• Problem:
Set down the full listing exactly, character for character.

• Provided material:
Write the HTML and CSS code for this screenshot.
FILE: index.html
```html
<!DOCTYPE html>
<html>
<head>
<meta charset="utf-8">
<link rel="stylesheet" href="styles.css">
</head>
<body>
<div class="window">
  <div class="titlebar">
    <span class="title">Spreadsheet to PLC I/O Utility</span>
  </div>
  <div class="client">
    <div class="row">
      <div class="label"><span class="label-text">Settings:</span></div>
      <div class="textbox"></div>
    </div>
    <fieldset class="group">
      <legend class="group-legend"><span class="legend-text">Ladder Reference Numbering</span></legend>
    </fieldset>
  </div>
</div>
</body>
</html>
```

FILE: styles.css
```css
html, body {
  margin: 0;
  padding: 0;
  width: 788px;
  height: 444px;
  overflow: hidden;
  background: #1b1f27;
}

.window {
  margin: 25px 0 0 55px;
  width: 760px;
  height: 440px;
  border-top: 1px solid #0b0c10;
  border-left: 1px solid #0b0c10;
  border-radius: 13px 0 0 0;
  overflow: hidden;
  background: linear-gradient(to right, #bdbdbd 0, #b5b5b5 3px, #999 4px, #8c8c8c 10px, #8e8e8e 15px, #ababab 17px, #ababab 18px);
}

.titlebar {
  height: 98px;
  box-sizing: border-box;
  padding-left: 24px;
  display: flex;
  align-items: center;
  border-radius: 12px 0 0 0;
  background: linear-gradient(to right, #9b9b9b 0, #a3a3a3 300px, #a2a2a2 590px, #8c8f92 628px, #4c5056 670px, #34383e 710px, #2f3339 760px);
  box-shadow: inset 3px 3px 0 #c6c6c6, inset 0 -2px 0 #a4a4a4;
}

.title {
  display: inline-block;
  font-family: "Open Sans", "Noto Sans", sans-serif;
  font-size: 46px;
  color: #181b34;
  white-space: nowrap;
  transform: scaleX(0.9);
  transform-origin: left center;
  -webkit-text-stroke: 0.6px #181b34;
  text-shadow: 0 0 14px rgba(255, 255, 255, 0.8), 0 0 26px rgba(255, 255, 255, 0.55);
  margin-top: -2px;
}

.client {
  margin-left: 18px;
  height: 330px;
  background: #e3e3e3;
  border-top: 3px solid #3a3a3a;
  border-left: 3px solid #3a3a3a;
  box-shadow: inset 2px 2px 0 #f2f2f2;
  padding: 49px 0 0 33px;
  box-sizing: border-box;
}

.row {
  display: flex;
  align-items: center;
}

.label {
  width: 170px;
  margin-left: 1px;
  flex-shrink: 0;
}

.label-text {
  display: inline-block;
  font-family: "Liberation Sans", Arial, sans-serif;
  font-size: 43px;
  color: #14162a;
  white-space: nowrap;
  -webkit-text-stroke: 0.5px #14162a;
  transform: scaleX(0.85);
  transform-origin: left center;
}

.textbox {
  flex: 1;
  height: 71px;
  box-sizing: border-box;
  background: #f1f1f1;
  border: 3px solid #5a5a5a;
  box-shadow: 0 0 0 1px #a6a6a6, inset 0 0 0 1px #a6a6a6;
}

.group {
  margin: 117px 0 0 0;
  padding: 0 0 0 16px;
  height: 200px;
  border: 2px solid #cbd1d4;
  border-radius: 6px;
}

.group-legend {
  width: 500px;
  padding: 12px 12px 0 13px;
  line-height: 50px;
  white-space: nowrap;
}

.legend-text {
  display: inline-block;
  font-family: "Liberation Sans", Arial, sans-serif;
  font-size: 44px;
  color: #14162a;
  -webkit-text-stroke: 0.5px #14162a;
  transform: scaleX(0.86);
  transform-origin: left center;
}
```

• The result:
Write the HTML and CSS code for this screenshot.
FILE: index.html
```html
<!DOCTYPE html>
<html>
<head>
<meta charset="utf-8">
<link rel="stylesheet" href="styles.css">
</head>
<body>
<div class="window">
  <div class="titlebar">
    <span class="title">Spreadsheet to PLC I/O Utility</span>
  </div>
  <div class="client">
    <div class="row">
      <div class="label"><span class="label-text">Settings:</span></div>
      <div class="textbox"></div>
    </div>
    <fieldset class="group">
      <legend class="group-legend"><span class="legend-text">Ladder Reference Numbering</span></legend>
    </fieldset>
  </div>
</div>
</body>
</html>
```

FILE: styles.css
```css
html, body {
  margin: 0;
  padding: 0;
  width: 788px;
  height: 444px;
  overflow: hidden;
  background: #1b1f27;
}

.window {
  margin: 25px 0 0 55px;
  width: 760px;
  height: 440px;
  border-top: 1px solid #0b0c10;
  border-left: 1px solid #0b0c10;
  border-radius: 13px 0 0 0;
  overflow: hidden;
  background: linear-gradient(to right, #bdbdbd 0, #b5b5b5 3px, #999 4px, #8c8c8c 10px, #8e8e8e 15px, #ababab 17px, #ababab 18px);
}

.titlebar {
  height: 98px;
  box-sizing: border-box;
  padding-left: 24px;
  display: flex;
  align-items: center;
  border-radius: 12px 0 0 0;
  background: linear-gradient(to right, #9b9b9b 0, #a3a3a3 300px, #a2a2a2 590px, #8c8f92 628px, #4c5056 670px, #34383e 710px, #2f3339 760px);
  box-shadow: inset 3px 3px 0 #c6c6c6, inset 0 -2px 0 #a4a4a4;
}

.title {
  display: inline-block;
  font-family: "Open Sans", "Noto Sans", sans-serif;
  font-size: 46px;
  color: #181b34;
  white-space: nowrap;
  transform: scaleX(0.9);
  transform-origin: left center;
  -webkit-text-stroke: 0.6px #181b34;
  text-shadow: 0 0 14px rgba(255, 255, 255, 0.8), 0 0 26px rgba(255, 255, 255, 0.55);
  margin-top: -2px;
}

.client {
  margin-left: 18px;
  height: 330px;
  background: #e3e3e3;
  border-top: 3px solid #3a3a3a;
  border-left: 3px solid #3a3a3a;
  box-shadow: inset 2px 2px 0 #f2f2f2;
  padding: 49px 0 0 33px;
  box-sizing: border-box;
}

.row {
  display: flex;
  align-items: center;
}

.label {
  width: 170px;
  margin-left: 1px;
  flex-shrink: 0;
}

.label-text {
  display: inline-block;
  font-family: "Liberation Sans", Arial, sans-serif;
  font-size: 43px;
  color: #14162a;
  white-space: nowrap;
  -webkit-text-stroke: 0.5px #14162a;
  transform: scaleX(0.85);
  transform-origin: left center;
}

.textbox {
  flex: 1;
  height: 71px;
  box-sizing: border-box;
  background: #f1f1f1;
  border: 3px solid #5a5a5a;
  box-shadow: 0 0 0 1px #a6a6a6, inset 0 0 0 1px #a6a6a6;
}

.group {
  margin: 117px 0 0 0;
  padding: 0 0 0 16px;
  height: 200px;
  border: 2px solid #cbd1d4;
  border-radius: 6px;
}

.group-legend {
  width: 500px;
  padding: 12px 12px 0 13px;
  line-height: 50px;
  white-space: nowrap;
}

.legend-text {
  display: inline-block;
  font-family: "Liberation Sans", Arial, sans-serif;
  font-size: 44px;
  color: #14162a;
  -webkit-text-stroke: 0.5px #14162a;
  transform: scaleX(0.86);
  transform-origin: left center;
}
```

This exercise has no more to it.